Dunkle Materie in Kreisform | Auf diesem Bild zeigt sich die Verteilung der Dunklen Materie im Galaxienhaufen ZwCl0024+1652. Die Karte liegt über einer Aufnahme des Weltraumteleskops Hubble und lässt deutlich die ringförmige Struktur erkennen. Sie ist der bislang stärkste Beweis für die Existenz von Dunkler Materie.
Aber auch außerhalb der Galaxis gab es in diesem Jahr einiges zu entdecken. Etwa im rund fünf Milliarden Lichtjahre entfernten Galaxienhaufen ZwCl 0024+1652. Mit Hilfe des Weltraumteleskops Hubble entdeckte ein internationales Astronomenteam dort im Mai einen Ring aus Dunkler Materie. Er entstand vermutlich vor ein bis zwei Milliarden Jahren, als zwei massereiche Galaxienhaufen zusammenstießen. Der Ring spannt sich über 2,6 Millionen Lichtjahre, und die exotische Materie in ihm ist vollkommen anders verteilt als die umgebende gewöhnliche Materie. Forscher sehen den Fund als starken Beweis dafür an, dass Dunkle Materie tatsächlich existiert.

Rätselhaftes Leuchten

Weitaus rätselhafter erschien das im August gefundene Loch im All. Ein Bereich mit einem Durchmesser von nahezu einer Milliarde Lichtjahre, der sich frei von Galaxien, Sternen und Gas präsentierte. Nicht einmal Dunkle Materie konnten die Astronomen in dieser sechs bis zehn Milliarden Lichtjahre entfernten Region südwestlich des Sternbilds Orion aufspüren. Der Ursprung dieser Leere ist ihnen bislang unerklärlich. Bereits 2004 war das Gebiet in den Daten des WMAP-Satelliten (Wilkinson Microwave Anisotopy Probe) aufgefallen, der die kosmische Mikrowellenhintergrundstrahlung vermessen hatte.

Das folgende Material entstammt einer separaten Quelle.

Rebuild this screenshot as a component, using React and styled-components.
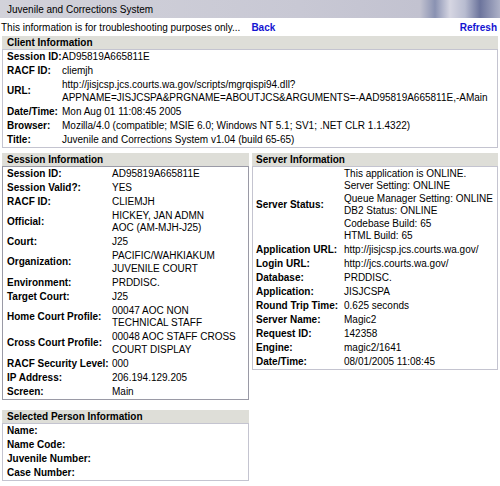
import React from 'react';
import styled, { createGlobalStyle } from 'styled-components';

const GlobalStyle = createGlobalStyle`
  html, body {
    margin: 0;
    padding: 0;
    background: #fff;
  }
  body {
    font-family: "Liberation Sans", Arial, sans-serif;
    font-size: 10px;
    color: #000;
  }
`;

const Page = styled.div`
  width: 500px;
  height: 486px;
  overflow: hidden;
  background: #fff;
`;

const TitleBar = styled.div`
  height: 18px;
  line-height: 19px;
  padding-left: 7px;
  background: linear-gradient(
    90deg,
    #d2d2da 0%,
    #c8c8d4 60%,
    #c2c2d0 84%,
    #8a92b2 87%,
    #d6d6e2 90%,
    #b8bcd0 93%,
    #6c749c 96%,
    #aeb2c8 100%
  );
`;

const InfoBar = styled.div`
  display: flex;
  justify-content: space-between;
  align-items: center;
  height: 18px;
  padding: 0 3px 0 1px;
`;

const NavLink = styled.a`
  color: #1414d2;
  font-weight: bold;
  text-decoration: none;
  margin-left: ${({ $gap }) => $gap || 0}px;
`;

const Content = styled.div`
  padding: 0 2px;
`;

const Columns = styled.div`
  display: grid;
  grid-template-columns: 247px 246px;
  gap: 3px;
  margin-top: 5px;
  align-items: start;
`;

const Stack = styled.div`
  display: flex;
  flex-direction: column;
  gap: 10px;
`;

const PanelWrap = styled.section``;

const PanelHeader = styled.div`
  height: 13px;
  line-height: 13px;
  padding-left: ${({ $pad }) => $pad}px;
  font-weight: bold;
  background: #deded8;
`;

const PanelBox = styled.div`
  border: 1px solid ${({ $dark }) => ($dark ? '#9a9aa6' : '#c4c4d0')};
  padding: 0 ${({ $pad }) => $pad - 1}px;
`;

const Row = styled.div`
  display: grid;
  grid-template-columns: ${({ $label }) => $label}px 1fr;
  align-items: center;
  padding: 1px 0 0.5px;
  line-height: 12.5px;
`;

const Label = styled.div`
  font-weight: bold;
  white-space: nowrap;
`;

const Value = styled.div`
  white-space: nowrap;
`;

const Panel = ({ title, rows, label, pad = 5, dark }) => (
  <PanelWrap>
    <PanelHeader $pad={pad}>{title}</PanelHeader>
    <PanelBox $pad={pad} $dark={dark}>
      {rows.map(([k, v]) => (
        <Row key={k} $label={label}>
          <Label>{k}</Label>
          <Value>
            {[].concat(v || []).map((line, i) => (
              <div key={i}>{line}</div>
            ))}
          </Value>
        </Row>
      ))}
    </PanelBox>
  </PanelWrap>
);

const clientRows = [
  ['Session ID:', 'AD95819A665811E'],
  ['RACF ID:', 'cliemjh'],
  [
    'URL:',
    [
      'http://jisjcsp.jcs.courts.wa.gov/scripts/mgrqispi94.dll?',
      'APPNAME=JISJCSPA&PRGNAME=ABOUTJCS&ARGUMENTS=-AAD95819A665811E,-AMain',
    ],
  ],
  ['Date/Time:', 'Mon Aug 01 11:08:45 2005'],
  ['Browser:', 'Mozilla/4.0 (compatible; MSIE 6.0; Windows NT 5.1; SV1; .NET CLR 1.1.4322)'],
  ['Title:', 'Juvenile and Corrections System v1.04 (build 65-65)'],
];

const sessionRows = [
  ['Session ID:', 'AD95819A665811E'],
  ['Session Valid?:', 'YES'],
  ['RACF ID:', 'CLIEMJH'],
  ['Official:', ['HICKEY, JAN ADMN', 'AOC (AM-MJH-J25)']],
  ['Court:', 'J25'],
  ['Organization:', ['PACIFIC/WAHKIAKUM', 'JUVENILE COURT']],
  ['Environment:', 'PRDDISC.'],
  ['Target Court:', 'J25'],
  ['Home Court Profile:', ['00047 AOC NON', 'TECHNICAL STAFF']],
  ['Cross Court Profile:', ['00048 AOC STAFF CROSS', 'COURT DISPLAY']],
  ['RACF Security Level:', '000'],
  ['IP Address:', '206.194.129.205'],
  ['Screen:', 'Main'],
];

const serverRows = [
  [
    'Server Status:',
    [
      'This application is ONLINE.',
      'Server Setting: ONLINE',
      'Queue Manager Setting: ONLINE',
      'DB2 Status: ONLINE',
      'Codebase Build: 65',
      'HTML Build: 65',
    ],
  ],
  ['Application URL:', 'http://jisjcsp.jcs.courts.wa.gov/'],
  ['Login URL:', 'http://jcs.courts.wa.gov/'],
  ['Database:', 'PRDDISC.'],
  ['Application:', 'JISJCSPA'],
  ['Round Trip Time:', '0.625 seconds'],
  ['Server Name:', 'Magic2'],
  ['Request ID:', '142358'],
  ['Engine:', 'magic2/1641'],
  ['Date/Time:', '08/01/2005 11:08:45'],
];

const personRows = [
  ['Name:', ''],
  ['Name Code:', ''],
  ['Juvenile Number:', ''],
  ['Case Number:', ''],
];

export default function App() {
  return (
    <Page>
      <GlobalStyle />
      <TitleBar>Juvenile and Corrections System</TitleBar>
      <InfoBar>
        <span>
          This information is for troubleshooting purposes only...
          <NavLink href="#" $gap={11}>Back</NavLink>
        </span>
        <NavLink href="#">Refresh</NavLink>
      </InfoBar>
      <Content>
        <Panel title="Client Information" rows={clientRows} label={55} />
        <Columns>
          <Stack>
            <Panel title="Session Information" rows={sessionRows} label={105} dark />
            <Panel title="Selected Person Information" rows={personRows} label={105} />
          </Stack>
          <Panel title="Server Information" rows={serverRows} label={88} pad={4} />
        </Columns>
      </Content>
    </Page>
  );
}
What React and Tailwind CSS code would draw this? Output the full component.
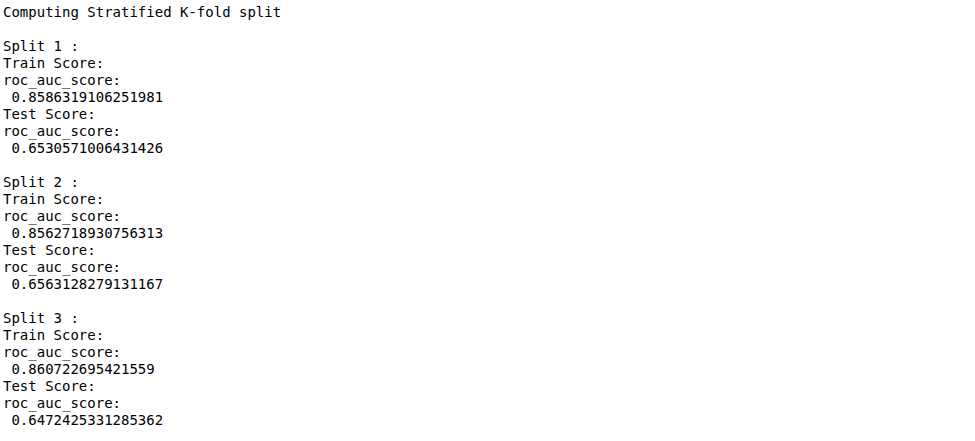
export default function App() {
  const splits = [
    { n: 1, train: '0.8586319106251981', test: '0.6530571006431426' },
    { n: 2, train: '0.8562718930756313', test: '0.6563128279131167' },
    { n: 3, train: '0.860722695421559', test: '0.6472425331285362' },
  ]

  return (
    <div className="w-[975px] h-[441px] bg-white overflow-hidden">
      <pre className="pl-[3px] pt-[4px] text-[14px] leading-[17px] text-black font-['DejaVu_Sans_Mono',monospace] whitespace-pre">
        {'Computing Stratified K-fold split\n'}
        {splits.map((s) => (
          '\nSplit ' + s.n + ' :\n' +
          'Train Score:\nroc_auc_score:\n ' + s.train + '\n' +
          'Test Score:\nroc_auc_score:\n ' + s.test + '\n'
        )).join('')}
      </pre>
    </div>
  )
}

Kehren wir lieber wieder in vertrautere Gefilde zurück. Etwa zu den Magellanschen Wolken, die – wie wir im September erfuhren – nur auf der Durchreise sind und nicht, wie bislang immer geglaubt, fest an die Milchstraße gebunden. Anhand von Geschwindigkeitsmessungen berechnete eine Forschergruppe die Reiseroute der beiden Zwerggalaxien. Statt einem geschlossenen Orbit um die Milchstraße ergab sich dabei eine parabelförmige Bahn.

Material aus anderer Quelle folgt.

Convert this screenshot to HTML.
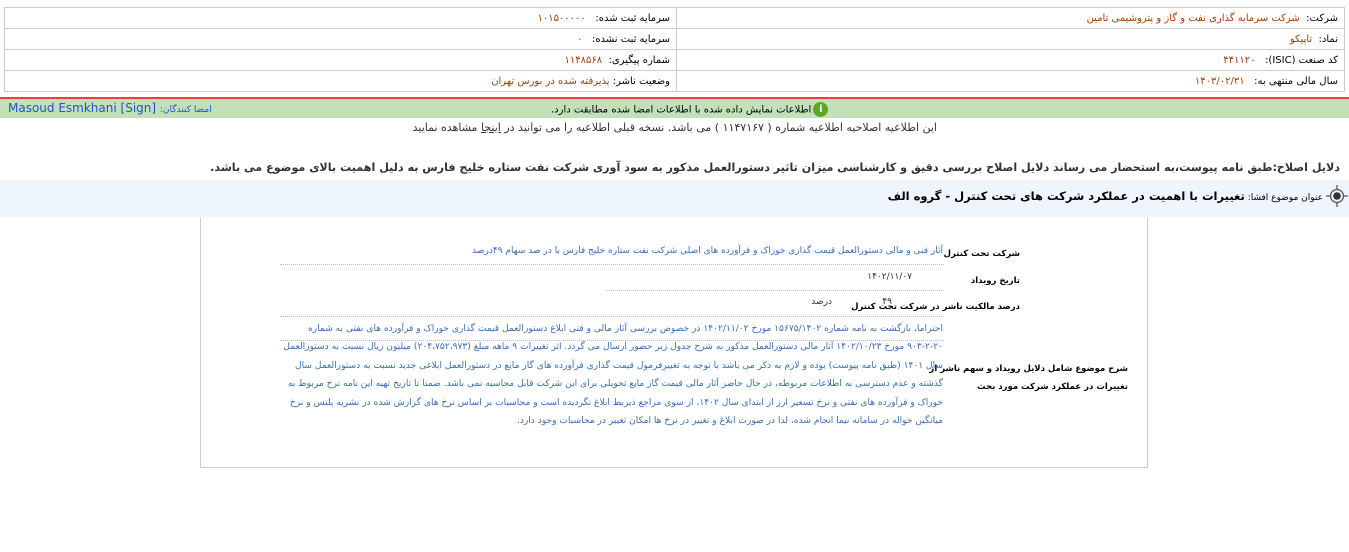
<!DOCTYPE html>
<html><head><meta charset="utf-8"><style>
*{margin:0;padding:0;box-sizing:border-box}
body{width:1349px;height:552px;background:#fff;font-family:"DejaVu Sans","Liberation Sans",sans-serif;font-size:10px;color:#000;position:relative;overflow:hidden;direction:rtl}
.a{position:absolute;white-space:nowrap}
.tb{position:absolute;left:4px;top:7px;width:1341px;height:85px;border:1px solid #ccc}
.cell{position:absolute;height:21px;border-bottom:1px solid #ccc;padding-right:6px;line-height:21px}
.v{color:#a0400a}
.lbl{font-weight:bold;font-size:8.5px}
.val{color:#3a6fb0}
.dot{position:absolute;border-bottom:1px dotted #bbb}
</style></head><body>
<div class="tb">
 <div style="position:absolute;left:671px;top:0;width:1px;height:84px;background:#ccc"></div>
 <div class="cell" style="right:0;width:668px;top:0">شرکت:&nbsp; <span class="v">شرکت سرمایه گذاری نفت و گاز و پتروشیمی تامین</span></div>
 <div class="cell" style="right:0;width:668px;top:21px">نماد:&nbsp; <span class="v">تاپیکو</span></div>
 <div class="cell" style="right:0;width:668px;top:42px">کد صنعت (ISIC):&nbsp;&nbsp; <span class="v">۴۴۱۱۲۰</span></div>
 <div class="cell" style="right:0;width:668px;top:63px;border:0">سال مالی منتهی به:&nbsp;&nbsp; <span class="v">۱۴۰۳/۰۲/۳۱</span></div>
 <div class="cell" style="left:0;width:671px;top:0">سرمایه ثبت شده:&nbsp;&nbsp; <span class="v">۱۰۱۵۰۰۰۰۰</span></div>
 <div class="cell" style="left:0;width:671px;top:21px">سرمایه ثبت نشده:&nbsp;&nbsp; <span class="v">۰</span></div>
 <div class="cell" style="left:0;width:671px;top:42px">شماره پیگیری:&nbsp; <span class="v">۱۱۴۸۵۶۸</span></div>
 <div class="cell" style="left:0;width:671px;top:63px;border:0">وضعیت ناشر: <span class="v">پذیرفته شده در بورس تهران</span></div>
</div>
<div style="position:absolute;left:0;top:97px;width:1349px;height:2px;background:#e84040"></div>
<div style="position:absolute;left:0;top:99px;width:1349px;height:19px;background:#c3e0b8"></div>
<div class="a" style="left:8px;top:101px;font-size:12px;color:#2255cc;direction:ltr">Masoud Esmkhani [Sign] <span style="font-size:9px">:امضا کنندگان</span></div>
<div class="a" style="left:551px;top:102px;font-size:10px">
 <span style="display:inline-block;width:15px;height:15px;border-radius:50%;background:#5aa823;color:#fff;text-align:center;font-weight:bold;line-height:15px;vertical-align:middle;margin-left:2px">i</span>اطلاعات نمایش داده شده با اطلاعات امضا شده مطابقت دارد.</div>
<div class="a" style="right:412px;top:121px;font-size:11px;color:#333">این اطلاعیه اصلاحیه اطلاعیه شماره ( ۱۱۴۷۱۶۷ ) می باشد. نسخه قبلی اطلاعیه را می توانید در <u>اینجا</u> مشاهده نمایید</div>
<div class="a" style="right:9px;top:161px;font-size:11.15px;font-weight:bold;color:#333">دلایل اصلاح:طبق نامه پیوست،به استحضار می رساند دلایل اصلاح بررسی دقیق و کارشناسی میزان تاثیر دستورالعمل مذکور به سود آوری شرکت نفت ستاره خلیج فارس به دلیل اهمیت بالای موضوع می باشد.</div>
<div style="position:absolute;left:0;top:180px;width:1349px;height:37px;background:#eef5fc"></div>
<svg style="position:absolute;left:1326px;top:185px" width="22" height="22" viewBox="0 0 22 22"><circle cx="11" cy="11" r="6.5" fill="none" stroke="#555" stroke-width="1.3"/><circle cx="11" cy="11" r="3.8" fill="#333"/><path d="M11 0v4M11 18v4M0 11h4M18 11h4" stroke="#555" stroke-width="1.3"/></svg>
<div class="a" style="right:26px;top:189px;font-size:9px">عنوان موضوع افشا: <span style="font-size:11.5px;font-weight:bold">تغییرات با اهمیت در عملکرد شرکت های تحت کنترل - گروه الف</span></div>
<div style="position:absolute;left:200px;top:218px;width:948px;height:250px;border:1px solid #ccc;border-top:0"></div>
<div class="a lbl" style="right:329px;top:249px">شرکت تحت کنترل</div>
<div class="a val" style="right:406px;top:246px;font-size:9px">آثار فنی و مالی دستورالعمل قیمت گذاری خوراک و فرآورده های اصلی شرکت نفت ستاره خلیج فارس با در صد سهام ۴۹درصد</div>
<div class="dot" style="left:280px;width:664px;top:264px"></div>
<div class="a lbl" style="right:329px;top:276px">تاریخ رویداد</div>
<div class="a" style="right:437px;top:272px;color:#333;font-size:9px">۱۴۰۲/۱۱/۰۷</div>
<div class="dot" style="left:607px;width:337px;top:290px"></div>
<div class="a lbl" style="right:329px;top:302px">درصد مالکیت ناشر در شرکت تحت کنترل</div>
<div class="a" style="right:457px;top:297px;color:#333;font-size:9px">۴۹</div>
<div class="a" style="right:517px;top:297px;color:#333;font-size:9px">درصد</div>
<div class="dot" style="left:280px;width:664px;top:316px"></div>
<div class="a lbl" style="right:221px;top:360px;line-height:18px;text-align:right">شرح موضوع شامل دلایل رویداد و سهم ناشر از<br>تغییرات در عملکرد شرکت مورد بحث</div>
<div class="a val" style="right:406px;top:320px;line-height:18.4px;text-align:right;font-size:9.1px">احتراما، بازگشت به نامه شماره ۱۵۶۷۵/۱۴۰۲ مورخ ۱۴۰۲/۱۱/۰۲ در خصوص بررسی آثار مالی و فنی ابلاغ دستورالعمل قیمت گذاری خوراک و فرآورده های نفتی به شماره<br>۹۰۳-۲-۲۰ مورخ ۱۴۰۲/۱۰/۲۳ آثار مالی دستورالعمل مذکور به شرح جدول زیر حضور ارسال می گردد. اثر تغییرات ۹ ماهه مبلغ (۲۰۴،۷۵۲،۹۷۳) میلیون ریال نسبت به دستورالعمل<br>سال ۱۴۰۱ (طبق نامه پیوست) بوده و لازم به ذکر می باشد با توجه به تغییرفرمول قیمت گذاری فرآورده های گاز مایع در دستورالعمل ابلاغی جدید نسبت به دستورالعمل سال<br>گذشته و عدم دسترسی به اطلاعات مربوطه، در حال حاضر آثار مالی قیمت گاز مایع تحویلی برای این شرکت قابل محاسبه نمی باشد. ضمنا تا تاریخ تهیه این نامه نرخ مربوط به<br>خوراک و فرآورده های نفتی و نرخ تسعیر ارز از ابتدای سال ۱۴۰۲، از سوی مراجع ذیربط ابلاغ نگردیده است و محاسبات بر اساس نرخ های گزارش شده در نشریه پلتس و نرخ<br>میانگین حواله در سامانه نیما انجام شده، لذا در صورت ابلاغ و تغییر در نرخ ها امکان تغییر در محاسبات وجود دارد.</div>
<div class="dot" style="left:280px;width:664px;top:340px"></div>
</body></html>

Komet 17P/Holmes | Komet 17P/Holmes erstrahlte kürzlich millionenfach heller, war mit bloßem Auge von der Erde aus sichtbar und bildete eine Koma aus, die fast Vollmondgröße erreichte (sie ist auf der linken, farbigen Aufnahme zu erkennen). Das Hubble-Teleskop zoomte sich dicht an den inneren Kern des Kometen und zeigt Details des auseinanderbröselnden schmutzigen Schneeballs (rechtes Bild). Der zentrale Bereich der Hubble-Aufnahme wurde nachträglich bearbeitet, um die unterschiedliche Staubverteilung deutlich hervorzuheben. Entlang der Ost-West-Achse sind die Teilchen fast doppelt so dicht gedrängt wie ober- und unterhalb seines Kerns.
Treuer ist dagegen der Komet 17P/Holmes, der auf einer Bahn zwischen Mars und Jupiter die Sonne umrundet – alle sieben Jahre einmal. Ende Oktober erstrahlte er plötzlich millionenfach heller und bildete eine Koma aus, die fast Vollmondgröße erreichte. Damit war er sogar mit bloßem Auge von der Erde aus sichtbar. Und trotzdem vermag keiner so recht zu erklären, was zu dem Ausbruch führte – eine Kollision mit einem Gesteinsbrocken, oder ist gar der Kometenkern zerbrochen? Nicht einmal das Weltraumteleskop Hubble war sich zu schade, einen Blick auf den schleierhaften Schweifstern zu werfen. Bislang allerdings ebenfalls ohne Ergebnis – hoffen wir also aufs kommende Jahr.